Me decía un ministro del gobierno hace unos días que en estos tiempos azarosos las cosas no le iban del todo mal porque en sus actuaciones procuraba no insultar a nadie. Y es desolador, pero cierto que en estos momentos de zozobra, las formas parecen haberse impuesto a las ideas en el debate político. Es como si el pensamiento sólido hubiera cedido terreno ante ese espécimen menor del mismo género que son las ocurrencias, generalmente poco útiles porque casi nunca están fundamentadas. Y ya es un tópico decirlo, pero es igualmente incuestionable la falta de consenso para llevar a la práctica acciones con alto nivel de aquiescencia social, pero políticamente incompatibles. La sociedad española está pidiendo a gritos nuevas derivas sobre el sistema educativo o el estado de las autonomías y con ellas la formulación de auténticas políticas de Estado, pero sus gritos se pierden en el desierto de la incomprensión mutua de los partidos.
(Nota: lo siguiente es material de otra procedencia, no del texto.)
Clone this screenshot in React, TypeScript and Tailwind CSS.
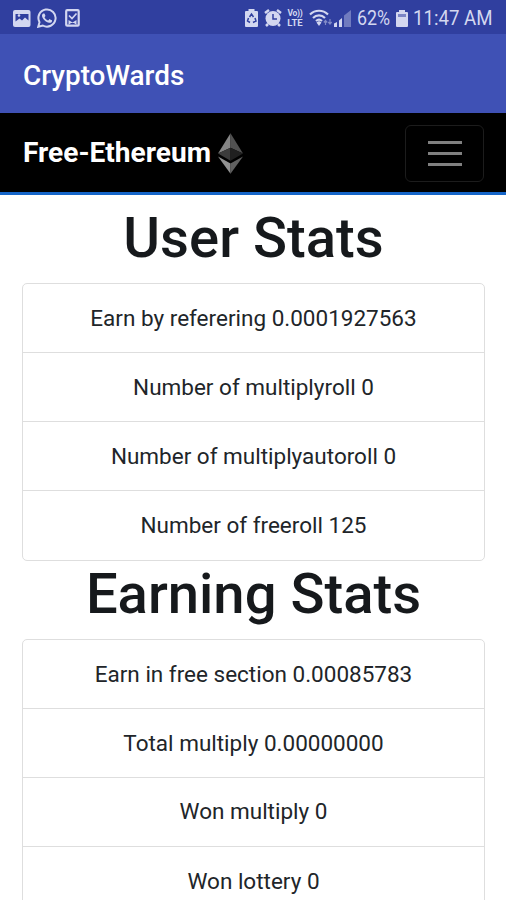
import type { ReactNode } from "react";

const userStats = [
  "Earn by referering 0.0001927563",
  "Number of multiplyroll 0",
  "Number of multiplyautoroll 0",
  "Number of freeroll 125",
];

const earningStats = [
  "Earn in free section 0.00085783",
  "Total multiply 0.00000000",
  "Won multiply 0",
  "Won lottery 0",
];

function StatusBar() {
  return (
    <div className="flex h-[34px] items-center bg-[#303f9f] pl-[13px] pr-[13px] pt-[2px] text-[#d3d7f0]">
      <svg width="18" height="17" viewBox="0 0 18 17">
        <rect x="0" y="0" width="17.5" height="17" rx="2" fill="currentColor" />
        <path d="M2.5 4h13v6.5l-3.5-3-3 3-2.5-2-4 3z" fill="#303f9f" />
        <circle cx="6" cy="5.5" r="1.3" fill="currentColor" />
      </svg>
      <svg className="ml-[6px]" width="20" height="20" viewBox="0 0 24 24" fill="currentColor">
        <path d="M17.5 14.4c-.3-.2-1.8-.9-2-1-.3-.1-.5-.1-.7.2l-1 1.200c-.2.200-.3.200-.6.100-.3-.2-1.300-.5-2.400-1.500-.9-.8-1.500-1.800-1.700-2.100-.1-.3 0-.4.200-.6l.8-1c.1-.2 0-.4 0-.5l-1-2.200c-.2-.6-.5-.5-.7-.5h-.6c-.2 0-.5.100-.8.400-.3.300-1 1-1 2.500s1.100 2.900 1.200 3.100c.1.200 2.100 3.200 5.100 4.500 2.500 1 3 .8 3.500.8.600-.1 1.800-.7 2-1.400.3-.7.3-1.300.2-1.400 0-.2-.2-.3-.5-.6z" />
        <path d="M1.500 22.500 3 17A10.300 10.300 0 1 1 7 21z" fill="none" stroke="currentColor" strokeWidth="2.400" />
      </svg>
      <svg className="ml-[8px]" width="15" height="18" viewBox="0 0 15 18" fill="none" stroke="currentColor">
        <rect x="1.200" y="1.200" width="12.500" height="15.500" rx="1" strokeWidth="2.200" />
        <path d="m4 6.500 3 3 4.500-5" strokeWidth="1.700" />
        <path d="M3.500 11 7.500 13.500 11.500 11v5l-2.500-2h-3l-2.500 2z" fill="currentColor" stroke="none" />
      </svg>
      <div className="flex-1" />
      <svg width="13" height="18" viewBox="0 0 13 18">
        <path d="M3.500 0h6v2H12a1 1 0 0 1 1 1v14a1 1 0 0 1-1 1H1a1 1 0 0 1-1-1V3a1 1 0 0 1 1-1h2.500z" fill="currentColor" />
        <path d="m4.500 8 2-3 2 3M10 9l1 3-3 1.500M5 13.500 2.500 12 3.500 9" fill="none" stroke="#303f9f" strokeWidth="1.500" />
      </svg>
      <svg className="ml-[6px]" width="18" height="18" viewBox="0 0 18 18">
        <path d="m1 4 4-3M17 4l-4-3M4 15l-2 2M14 15l2 2" stroke="currentColor" strokeWidth="2.500" />
        <circle cx="9" cy="9.500" r="7.500" fill="currentColor" />
        <path d="M9 5v5h4" fill="none" stroke="#303f9f" strokeWidth="1.500" />
      </svg>
      <div className="ml-[4px] flex w-[18px] flex-col items-center font-bold">
        <span className="block h-[9px] text-[8.500px] leading-[9px] tracking-[-0.300px]">Vo))</span>
        <span className="block h-[10px] text-[9.500px] leading-[10px]">LTE</span>
      </div>
      <svg className="ml-[5px]" width="24" height="18" viewBox="0 0 24 18" fill="none" stroke="currentColor">
        <path d="M1 5.500c5-5 13-5 18 0M4 9c3.500-3.500 8.500-3.500 12 0M7 12c2-1.800 4-1.800 6 0" strokeWidth="2.200" />
        <path d="m7.500 13.500 2.500-1.500 2.500 1.500-2.500 3.500z" fill="currentColor" stroke="none" />
        <path d="M16.500 16v-4.500m-1.700 2 1.700-2 1.700 2M21 10v5m-1.700-2 1.700 2 1.700-2" strokeWidth="1.200" opacity="0.500" />
      </svg>
      <svg className="ml-[1px]" width="17" height="17" viewBox="0 0 17 17" fill="currentColor">
        <path d="M0 13.500 3 12v5H0zM5 10.500 8 8v9H5z" />
        <path d="M10 5.500 17 0v17h-7z" opacity="0.400" />
      </svg>
      <span className="ml-[6px] w-[34px] origin-left scale-x-[0.870] whitespace-nowrap text-[20.500px] leading-none">62%</span>
      <svg className="ml-[5px]" width="12" height="17" viewBox="0 0 12 17">
        <path d="M3 0h6v2h2a1 1 0 0 1 1 1v13a1 1 0 0 1-1 1H1a1 1 0 0 1-1-1V3a1 1 0 0 1 1-1h2z" fill="currentColor" />
        <path d="M2 4h8v3H2z" fill="#7b85c5" />
      </svg>
      <span className="ml-[5px] w-[80px] origin-left scale-x-[0.910] whitespace-nowrap text-[20.500px] leading-none">11:47 AM</span>
    </div>
  );
}

function EthereumMark() {
  return (
    <svg className="ml-[7px] mt-[2px]" width="25" height="41" viewBox="0 0 26 42">
      <path d="M13 0 0 21l13-6z" fill="#858585" />
      <path d="m13 0 13 21-13-6z" fill="#515151" />
      <path d="M0 21l13-6v13.500z" fill="#3c3c3c" />
      <path d="m26 21-13-6v13.500z" fill="#202020" />
      <path d="m0 24 13 7.500V42z" fill="#929292" />
      <path d="m26 24-13 7.500V42z" fill="#606060" />
    </svg>
  );
}

function Heading({ children }: { children: ReactNode }) {
  return (
    <h1 className="mb-[11.600px] pl-px text-center text-[56.200px] font-medium leading-[67px] text-[#16191c]">
      {children}
    </h1>
  );
}

function StatList({ items }: { items: string[] }) {
  return (
    <ul className="ml-[22px] mr-[21px] divide-y divide-[#dedede] rounded-[5px] border border-[#dedede] text-center text-[22.500px] text-[#212529]">
      {items.map((item) => (
        <li key={item} className="flex h-[68.800px] items-center justify-center whitespace-nowrap pt-px">
          {item}
        </li>
      ))}
    </ul>
  );
}

export default function App() {
  return (
    <div className="h-[900px] w-[506px] overflow-hidden bg-white font-['Roboto',sans-serif]">
      <StatusBar />
      <header className="flex h-[79px] items-center bg-[#3f51b5] pl-[23px] pt-[4px] text-[27.900px] font-medium text-white">
        CryptoWards
      </header>
      <nav className="flex h-[82px] items-center border-b-[3px] border-[#1565c8] bg-black pl-[23px] pr-[22px] text-white">
        <span className="whitespace-nowrap pt-[2px] text-[28.100px] font-bold">Free-Ethereum</span>
        <EthereumMark />
        <button aria-label="Menu" className="ml-auto mt-px flex h-[57px] w-[79px] flex-col items-center justify-center gap-[8px] rounded-[6px] border border-[#1c1c1c]">
          <i className="h-[3px] w-[34px] bg-[#808080]" />
          <i className="h-[3px] w-[34px] bg-[#808080]" />
          <i className="h-[3px] w-[34px] bg-[#808080]" />
        </button>
      </nav>
      <main className="pt-[9.900px]">
        <Heading>User Stats</Heading>
        <StatList items={userStats} />
        <Heading>Earning Stats</Heading>
        <StatList items={earningStats} />
      </main>
    </div>
  );
}
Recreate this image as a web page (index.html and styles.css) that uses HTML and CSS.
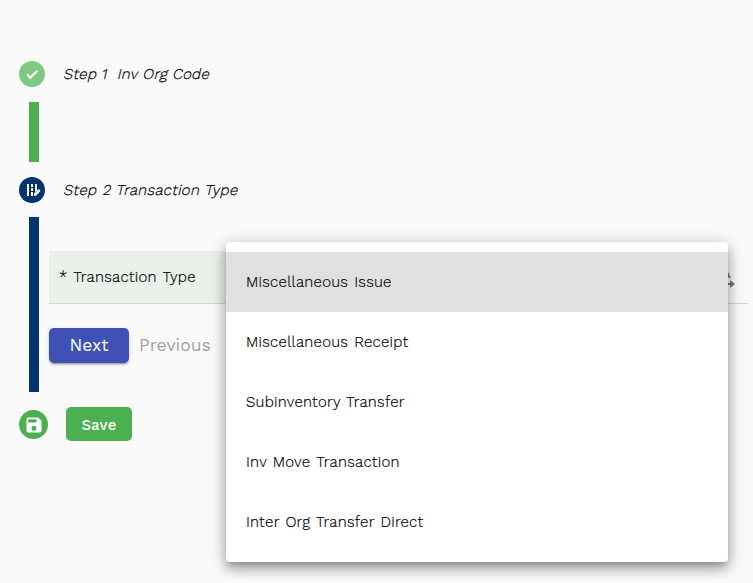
FILE: index.html
```html
<!DOCTYPE html>
<html lang="en">
<head>
<meta charset="utf-8">
<title>Transaction</title>
<link rel="stylesheet" href="styles.css">
</head>
<body>
<main class="stepper">
  <section class="step step-one">
    <header class="step-header">
      <span class="badge badge-done"><svg width="16" height="16" viewBox="0 0 24 24"><path d="M4.5 12.5 9.5 17.5 20 7" fill="none" stroke="currentColor" stroke-width="3.2"/></svg></span>
      <h2 class="step-title">Step 1&nbsp; Inv Org Code</h2>
    </header>
    <div class="rail rail-done"></div>
  </section>
  <section class="step step-two">
    <header class="step-header">
      <span class="badge badge-active"><svg width="18" height="18" viewBox="0 0 18 18" fill="currentColor"><path d="M4 3h2v12H4zM8 3h2v3H8zM8 7h2v3H8zM8 11h2v4H8zM12 3h2v6l-2 2zM11 12.5 15 8.5q1-.7 2 .5.8 1-.2 1.8L13 14.8H11z"/></svg></span>
      <h2 class="step-title">Step 2 Transaction Type</h2>
    </header>
    <div class="step-body">
      <div class="rail rail-active"></div>
      <div class="form">
        <div class="field">
          <label class="field-label">* Transaction Type</label>
          <div class="field-value"><svg class="field-icon" width="20" height="20" viewBox="0 0 20 20"><path d="M3 11 9-1h3l4 8h-2l-1-1H8l-3 5zM7 12h8V9l5 4-5 4v-3H7z" fill="#777"/></svg></div>
        </div>
        <div class="actions">
          <button class="btn next">Next</button>
          <button class="btn previous">Previous</button>
        </div>
      </div>
    </div>
  </section>
  <footer class="save-row">
    <span class="badge badge-save"><svg width="20" height="20" viewBox="0 0 24 24"><path d="M17 3H5a2 2 0 0 0-2 2v14a2 2 0 0 0 2 2h14a2 2 0 0 0 2-2V7zm-5 16a3 3 0 1 1 0-6 3 3 0 0 1 0 6zm3-10H5V5h10z" fill="currentColor"/></svg></span>
    <button class="btn save">Save</button>
  </footer>
</main>
<ul class="menu">
  <li class="option selected">Miscellaneous Issue</li>
  <li class="option">Miscellaneous Receipt</li>
  <li class="option">Subinventory Transfer</li>
  <li class="option">Inv Move Transaction</li>
  <li class="option">Inter Org Transfer Direct</li>
</ul>
</body>
</html>
```
FILE: styles.css
```css
* { box-sizing: border-box; }
body {
  margin: 0;
  height: 583px;
  overflow: hidden;
  background: #fafafa;
  color: #000;
  font: 300 15px/20px "Work Sans", Inter, "Liberation Sans", sans-serif;
  letter-spacing: .26px;
  word-spacing: 1.2px;
  -webkit-text-stroke: .2px;
}
.stepper { padding: 61px 5px 0 19px; }
.step-header { display: flex; align-items: center; gap: 18px; height: 26px; }
.step-title { margin: 0; font: inherit; white-space: pre; letter-spacing: .26px; word-spacing: .5px; transform: skewX(-13deg); transform-origin: 0 75%; }
.step-one .step-title { letter-spacing: .2px; word-spacing: .2px; }
.badge { display: flex; align-items: center; justify-content: center; flex: none; width: 26px; height: 26px; border-radius: 50%; color: #fff; }
.badge-done { background: #81c784; }
.badge-active { background: #03346e; }
.badge-save { width: 29px; height: 29px; margin-top: 1px; background: #4caf50; }
.badge svg { display: block; }
.rail { width: 10px; margin-left: 10px; flex: none; }
.step-one { height: 115.6px; }
.rail-done { height: 60px; margin-top: 14.6px; background: #4caf50; }
.step-body { display: flex; gap: 10px; margin-top: 14.8px; height: 175px; }
.rail-active { background: #03346e; }
.form { flex: 1; padding-top: 33.6px; }
.field { display: flex; height: 53px; border-bottom: 1px solid #cfd8d5; }
.field-label { width: 190px; padding: 16px 0 0 10px; background: #e9f1ea; white-space: nowrap; }
.field-value { flex: 1; display: flex; justify-content: flex-end; padding: 20px 13px 0 0; }
.actions { display: flex; align-items: center; gap: 10px; margin-top: 24px; }
.btn { border: 0; padding: 0; border-radius: 5px; font-family: inherit; white-space: nowrap; -webkit-text-stroke: 0; }
.next { width: 80px; height: 35px; background: #3f51b5; color: #fff; font-size: 17.5px; font-weight: 400; letter-spacing: 0; box-shadow: 0 3px 1px -2px rgba(0,0,0,.2), 0 2px 2px rgba(0,0,0,.14), 0 1px 5px rgba(0,0,0,.12); }
.previous { background: none; color: #a2a2a2; font-size: 17.5px; font-weight: 400; letter-spacing: 0; }
.save-row { display: flex; align-items: center; gap: 18px; margin-top: 15px; height: 34px; }
.save { width: 66px; height: 34px; padding-top: 1px; background: #4caf50; color: #fff; font-size: 15px; font-weight: 500; letter-spacing: .2px; }
.menu {
  position: absolute;
  left: 226px;
  top: 242px;
  width: 502px;
  height: 320px;
  margin: 0;
  padding: 10px 0;
  list-style: none;
  background: #fff;
  border-radius: 4px;
  box-shadow: 0 5px 5px -3px rgba(0,0,0,.2), 0 8px 10px 1px rgba(0,0,0,.14), 0 3px 14px 2px rgba(0,0,0,.12), 0 4px 20px rgba(0,0,0,.15);
}
.option { display: flex; align-items: center; height: 60px; padding-left: 20px; }
.selected { background: #e0e0e0; }
```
Y en este contexto, los debates parlamentarios se convierten muchas veces en juegos de artificio con pocas luces. Parece como si el éxito de una intervención dependiera del nivel de agresividad desplegado por el vocero de turno. Las intervenciones vehementes son coreadas por las bancadas afines con tanto más ardor cuanto mayor es la descalificación del contrario.
Y esa entronización de las formas sobre el fondo, sería excusable si las maneras de conducirse fueran, no ya correctas, sino entretenidas y hasta brillantes. Pero desgraciadamente la mayor parte de las veces no sucede así y los discursos, a veces leídos, son planos, aburridos, sin ingenio y sentido del humor. Por eso cuando se producen enfrentamientos dialécticos como el de Soraya Saenz de Santamaría y Rubalcaba el otro día hay una sensación distinta. Independientemente de las ideas que cada cual defienda, el debate tuvo más altura y mejores formas.
Que cunda el ejemplo. Quizás así la gente volvería a escuchar a los políticos.